> **WHAT IS NEEDED**: It is required that all of the data be written out exactly.

◇ ◇ ◇ ◇ ◇

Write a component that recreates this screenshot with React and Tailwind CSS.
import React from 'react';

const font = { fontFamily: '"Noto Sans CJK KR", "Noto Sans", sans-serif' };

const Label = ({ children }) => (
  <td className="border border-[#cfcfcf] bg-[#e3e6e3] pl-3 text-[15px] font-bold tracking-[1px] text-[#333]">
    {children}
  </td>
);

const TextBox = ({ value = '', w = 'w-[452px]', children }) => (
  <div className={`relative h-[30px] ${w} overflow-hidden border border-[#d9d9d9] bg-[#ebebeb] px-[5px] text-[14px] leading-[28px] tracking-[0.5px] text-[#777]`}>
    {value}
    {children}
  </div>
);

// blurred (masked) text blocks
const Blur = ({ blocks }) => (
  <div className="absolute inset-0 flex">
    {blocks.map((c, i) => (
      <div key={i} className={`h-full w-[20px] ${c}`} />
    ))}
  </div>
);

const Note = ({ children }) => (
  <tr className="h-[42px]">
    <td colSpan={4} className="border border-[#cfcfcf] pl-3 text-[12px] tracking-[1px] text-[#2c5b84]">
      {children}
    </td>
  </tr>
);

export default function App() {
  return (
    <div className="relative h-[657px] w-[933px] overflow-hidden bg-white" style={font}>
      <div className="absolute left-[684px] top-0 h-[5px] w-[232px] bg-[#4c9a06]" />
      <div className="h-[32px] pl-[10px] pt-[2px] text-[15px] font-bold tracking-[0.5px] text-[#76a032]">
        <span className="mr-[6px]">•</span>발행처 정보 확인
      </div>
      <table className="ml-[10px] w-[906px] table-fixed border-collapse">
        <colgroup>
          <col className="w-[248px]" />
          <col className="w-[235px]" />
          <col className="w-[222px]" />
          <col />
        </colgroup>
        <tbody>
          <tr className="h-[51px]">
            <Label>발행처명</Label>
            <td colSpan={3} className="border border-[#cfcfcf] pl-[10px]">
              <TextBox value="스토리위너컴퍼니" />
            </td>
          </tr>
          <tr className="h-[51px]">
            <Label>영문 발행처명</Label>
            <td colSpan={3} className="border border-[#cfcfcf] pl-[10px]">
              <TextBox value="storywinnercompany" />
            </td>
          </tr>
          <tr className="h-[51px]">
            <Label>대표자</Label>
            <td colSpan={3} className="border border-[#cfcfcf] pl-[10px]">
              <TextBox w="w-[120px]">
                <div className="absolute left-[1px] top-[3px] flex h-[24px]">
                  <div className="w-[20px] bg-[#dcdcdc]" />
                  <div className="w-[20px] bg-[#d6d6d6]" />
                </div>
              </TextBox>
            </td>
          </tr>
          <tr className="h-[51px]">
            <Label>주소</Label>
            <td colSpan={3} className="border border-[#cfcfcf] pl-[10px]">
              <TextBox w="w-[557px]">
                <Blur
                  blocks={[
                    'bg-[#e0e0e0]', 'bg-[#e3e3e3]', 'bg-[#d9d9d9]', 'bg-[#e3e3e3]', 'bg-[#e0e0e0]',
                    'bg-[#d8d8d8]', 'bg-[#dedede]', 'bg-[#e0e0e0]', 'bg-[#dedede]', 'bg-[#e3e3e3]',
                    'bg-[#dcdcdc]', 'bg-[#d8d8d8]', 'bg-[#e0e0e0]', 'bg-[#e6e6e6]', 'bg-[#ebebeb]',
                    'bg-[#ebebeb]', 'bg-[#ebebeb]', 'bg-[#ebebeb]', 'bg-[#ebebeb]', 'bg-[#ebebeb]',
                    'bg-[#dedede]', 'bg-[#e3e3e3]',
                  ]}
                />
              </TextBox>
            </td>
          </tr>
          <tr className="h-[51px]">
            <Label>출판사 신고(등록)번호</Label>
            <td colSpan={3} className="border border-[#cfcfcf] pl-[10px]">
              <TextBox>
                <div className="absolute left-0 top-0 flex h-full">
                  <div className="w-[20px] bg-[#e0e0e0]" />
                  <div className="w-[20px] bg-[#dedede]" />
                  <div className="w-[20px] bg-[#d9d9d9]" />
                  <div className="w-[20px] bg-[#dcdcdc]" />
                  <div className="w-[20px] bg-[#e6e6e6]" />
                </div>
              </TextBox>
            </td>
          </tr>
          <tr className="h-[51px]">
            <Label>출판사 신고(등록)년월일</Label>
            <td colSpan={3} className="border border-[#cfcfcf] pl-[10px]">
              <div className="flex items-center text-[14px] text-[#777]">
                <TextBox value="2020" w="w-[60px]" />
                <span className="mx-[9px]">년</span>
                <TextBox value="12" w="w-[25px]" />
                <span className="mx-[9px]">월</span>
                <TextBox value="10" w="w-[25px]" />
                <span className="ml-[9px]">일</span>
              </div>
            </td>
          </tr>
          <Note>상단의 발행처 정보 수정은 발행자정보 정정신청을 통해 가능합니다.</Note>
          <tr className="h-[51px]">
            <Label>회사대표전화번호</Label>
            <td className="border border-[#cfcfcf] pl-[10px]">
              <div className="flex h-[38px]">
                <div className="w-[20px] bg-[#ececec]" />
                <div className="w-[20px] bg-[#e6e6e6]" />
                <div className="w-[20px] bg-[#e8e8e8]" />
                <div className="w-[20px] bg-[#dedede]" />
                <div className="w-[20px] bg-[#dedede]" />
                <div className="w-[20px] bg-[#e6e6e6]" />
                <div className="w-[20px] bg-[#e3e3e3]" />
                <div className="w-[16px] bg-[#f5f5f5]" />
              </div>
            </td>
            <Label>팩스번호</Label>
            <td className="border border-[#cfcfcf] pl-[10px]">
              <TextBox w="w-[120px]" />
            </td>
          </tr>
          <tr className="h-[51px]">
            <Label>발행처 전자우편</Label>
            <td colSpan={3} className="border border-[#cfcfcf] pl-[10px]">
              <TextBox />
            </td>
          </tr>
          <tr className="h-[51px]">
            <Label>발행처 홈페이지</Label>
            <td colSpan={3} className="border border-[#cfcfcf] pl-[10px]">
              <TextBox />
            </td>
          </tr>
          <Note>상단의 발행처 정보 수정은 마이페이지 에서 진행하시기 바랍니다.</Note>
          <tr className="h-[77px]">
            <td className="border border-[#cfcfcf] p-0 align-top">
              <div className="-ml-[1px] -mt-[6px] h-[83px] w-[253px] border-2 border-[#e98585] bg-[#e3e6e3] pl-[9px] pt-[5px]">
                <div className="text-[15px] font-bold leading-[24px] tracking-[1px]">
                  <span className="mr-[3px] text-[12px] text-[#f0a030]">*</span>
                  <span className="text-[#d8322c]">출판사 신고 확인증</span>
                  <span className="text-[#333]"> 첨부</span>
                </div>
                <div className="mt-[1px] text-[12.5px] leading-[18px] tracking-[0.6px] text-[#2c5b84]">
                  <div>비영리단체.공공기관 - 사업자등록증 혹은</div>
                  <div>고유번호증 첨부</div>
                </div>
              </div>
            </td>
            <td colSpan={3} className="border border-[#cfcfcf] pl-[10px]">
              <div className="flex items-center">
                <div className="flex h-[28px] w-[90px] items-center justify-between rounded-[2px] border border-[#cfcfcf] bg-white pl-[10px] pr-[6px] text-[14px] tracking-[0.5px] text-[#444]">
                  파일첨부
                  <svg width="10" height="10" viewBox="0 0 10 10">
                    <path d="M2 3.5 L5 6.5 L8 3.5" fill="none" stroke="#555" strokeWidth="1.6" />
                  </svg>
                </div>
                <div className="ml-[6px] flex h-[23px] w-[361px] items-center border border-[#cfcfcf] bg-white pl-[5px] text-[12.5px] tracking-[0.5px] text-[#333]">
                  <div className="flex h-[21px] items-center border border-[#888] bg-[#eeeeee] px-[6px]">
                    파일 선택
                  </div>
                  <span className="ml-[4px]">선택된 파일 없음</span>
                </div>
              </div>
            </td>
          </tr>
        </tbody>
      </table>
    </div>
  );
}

◇ ◇ ◇ ◇ ◇

> **COMPLETE ANSWER**:
Write a component that recreates this screenshot with React and Tailwind CSS.
import React from 'react';

const font = { fontFamily: '"Noto Sans CJK KR", "Noto Sans", sans-serif' };

const Label = ({ children }) => (
  <td className="border border-[#cfcfcf] bg-[#e3e6e3] pl-3 text-[15px] font-bold tracking-[1px] text-[#333]">
    {children}
  </td>
);

const TextBox = ({ value = '', w = 'w-[452px]', children }) => (
  <div className={`relative h-[30px] ${w} overflow-hidden border border-[#d9d9d9] bg-[#ebebeb] px-[5px] text-[14px] leading-[28px] tracking-[0.5px] text-[#777]`}>
    {value}
    {children}
  </div>
);

// blurred (masked) text blocks
const Blur = ({ blocks }) => (
  <div className="absolute inset-0 flex">
    {blocks.map((c, i) => (
      <div key={i} className={`h-full w-[20px] ${c}`} />
    ))}
  </div>
);

const Note = ({ children }) => (
  <tr className="h-[42px]">
    <td colSpan={4} className="border border-[#cfcfcf] pl-3 text-[12px] tracking-[1px] text-[#2c5b84]">
      {children}
    </td>
  </tr>
);

export default function App() {
  return (
    <div className="relative h-[657px] w-[933px] overflow-hidden bg-white" style={font}>
      <div className="absolute left-[684px] top-0 h-[5px] w-[232px] bg-[#4c9a06]" />
      <div className="h-[32px] pl-[10px] pt-[2px] text-[15px] font-bold tracking-[0.5px] text-[#76a032]">
        <span className="mr-[6px]">•</span>발행처 정보 확인
      </div>
      <table className="ml-[10px] w-[906px] table-fixed border-collapse">
        <colgroup>
          <col className="w-[248px]" />
          <col className="w-[235px]" />
          <col className="w-[222px]" />
          <col />
        </colgroup>
        <tbody>
          <tr className="h-[51px]">
            <Label>발행처명</Label>
            <td colSpan={3} className="border border-[#cfcfcf] pl-[10px]">
              <TextBox value="스토리위너컴퍼니" />
            </td>
          </tr>
          <tr className="h-[51px]">
            <Label>영문 발행처명</Label>
            <td colSpan={3} className="border border-[#cfcfcf] pl-[10px]">
              <TextBox value="storywinnercompany" />
            </td>
          </tr>
          <tr className="h-[51px]">
            <Label>대표자</Label>
            <td colSpan={3} className="border border-[#cfcfcf] pl-[10px]">
              <TextBox w="w-[120px]">
                <div className="absolute left-[1px] top-[3px] flex h-[24px]">
                  <div className="w-[20px] bg-[#dcdcdc]" />
                  <div className="w-[20px] bg-[#d6d6d6]" />
                </div>
              </TextBox>
            </td>
          </tr>
          <tr className="h-[51px]">
            <Label>주소</Label>
            <td colSpan={3} className="border border-[#cfcfcf] pl-[10px]">
              <TextBox w="w-[557px]">
                <Blur
                  blocks={[
                    'bg-[#e0e0e0]', 'bg-[#e3e3e3]', 'bg-[#d9d9d9]', 'bg-[#e3e3e3]', 'bg-[#e0e0e0]',
                    'bg-[#d8d8d8]', 'bg-[#dedede]', 'bg-[#e0e0e0]', 'bg-[#dedede]', 'bg-[#e3e3e3]',
                    'bg-[#dcdcdc]', 'bg-[#d8d8d8]', 'bg-[#e0e0e0]', 'bg-[#e6e6e6]', 'bg-[#ebebeb]',
                    'bg-[#ebebeb]', 'bg-[#ebebeb]', 'bg-[#ebebeb]', 'bg-[#ebebeb]', 'bg-[#ebebeb]',
                    'bg-[#dedede]', 'bg-[#e3e3e3]',
                  ]}
                />
              </TextBox>
            </td>
          </tr>
          <tr className="h-[51px]">
            <Label>출판사 신고(등록)번호</Label>
            <td colSpan={3} className="border border-[#cfcfcf] pl-[10px]">
              <TextBox>
                <div className="absolute left-0 top-0 flex h-full">
                  <div className="w-[20px] bg-[#e0e0e0]" />
                  <div className="w-[20px] bg-[#dedede]" />
                  <div className="w-[20px] bg-[#d9d9d9]" />
                  <div className="w-[20px] bg-[#dcdcdc]" />
                  <div className="w-[20px] bg-[#e6e6e6]" />
                </div>
              </TextBox>
            </td>
          </tr>
          <tr className="h-[51px]">
            <Label>출판사 신고(등록)년월일</Label>
            <td colSpan={3} className="border border-[#cfcfcf] pl-[10px]">
              <div className="flex items-center text-[14px] text-[#777]">
                <TextBox value="2020" w="w-[60px]" />
                <span className="mx-[9px]">년</span>
                <TextBox value="12" w="w-[25px]" />
                <span className="mx-[9px]">월</span>
                <TextBox value="10" w="w-[25px]" />
                <span className="ml-[9px]">일</span>
              </div>
            </td>
          </tr>
          <Note>상단의 발행처 정보 수정은 발행자정보 정정신청을 통해 가능합니다.</Note>
          <tr className="h-[51px]">
            <Label>회사대표전화번호</Label>
            <td className="border border-[#cfcfcf] pl-[10px]">
              <div className="flex h-[38px]">
                <div className="w-[20px] bg-[#ececec]" />
                <div className="w-[20px] bg-[#e6e6e6]" />
                <div className="w-[20px] bg-[#e8e8e8]" />
                <div className="w-[20px] bg-[#dedede]" />
                <div className="w-[20px] bg-[#dedede]" />
                <div className="w-[20px] bg-[#e6e6e6]" />
                <div className="w-[20px] bg-[#e3e3e3]" />
                <div className="w-[16px] bg-[#f5f5f5]" />
              </div>
            </td>
            <Label>팩스번호</Label>
            <td className="border border-[#cfcfcf] pl-[10px]">
              <TextBox w="w-[120px]" />
            </td>
          </tr>
          <tr className="h-[51px]">
            <Label>발행처 전자우편</Label>
            <td colSpan={3} className="border border-[#cfcfcf] pl-[10px]">
              <TextBox />
            </td>
          </tr>
          <tr className="h-[51px]">
            <Label>발행처 홈페이지</Label>
            <td colSpan={3} className="border border-[#cfcfcf] pl-[10px]">
              <TextBox />
            </td>
          </tr>
          <Note>상단의 발행처 정보 수정은 마이페이지 에서 진행하시기 바랍니다.</Note>
          <tr className="h-[77px]">
            <td className="border border-[#cfcfcf] p-0 align-top">
              <div className="-ml-[1px] -mt-[6px] h-[83px] w-[253px] border-2 border-[#e98585] bg-[#e3e6e3] pl-[9px] pt-[5px]">
                <div className="text-[15px] font-bold leading-[24px] tracking-[1px]">
                  <span className="mr-[3px] text-[12px] text-[#f0a030]">*</span>
                  <span className="text-[#d8322c]">출판사 신고 확인증</span>
                  <span className="text-[#333]"> 첨부</span>
                </div>
                <div className="mt-[1px] text-[12.5px] leading-[18px] tracking-[0.6px] text-[#2c5b84]">
                  <div>비영리단체.공공기관 - 사업자등록증 혹은</div>
                  <div>고유번호증 첨부</div>
                </div>
              </div>
            </td>
            <td colSpan={3} className="border border-[#cfcfcf] pl-[10px]">
              <div className="flex items-center">
                <div className="flex h-[28px] w-[90px] items-center justify-between rounded-[2px] border border-[#cfcfcf] bg-white pl-[10px] pr-[6px] text-[14px] tracking-[0.5px] text-[#444]">
                  파일첨부
                  <svg width="10" height="10" viewBox="0 0 10 10">
                    <path d="M2 3.5 L5 6.5 L8 3.5" fill="none" stroke="#555" strokeWidth="1.6" />
                  </svg>
                </div>
                <div className="ml-[6px] flex h-[23px] w-[361px] items-center border border-[#cfcfcf] bg-white pl-[5px] text-[12.5px] tracking-[0.5px] text-[#333]">
                  <div className="flex h-[21px] items-center border border-[#888] bg-[#eeeeee] px-[6px]">
                    파일 선택
                  </div>
                  <span className="ml-[4px]">선택된 파일 없음</span>
                </div>
              </div>
            </td>
          </tr>
        </tbody>
      </table>
    </div>
  );
}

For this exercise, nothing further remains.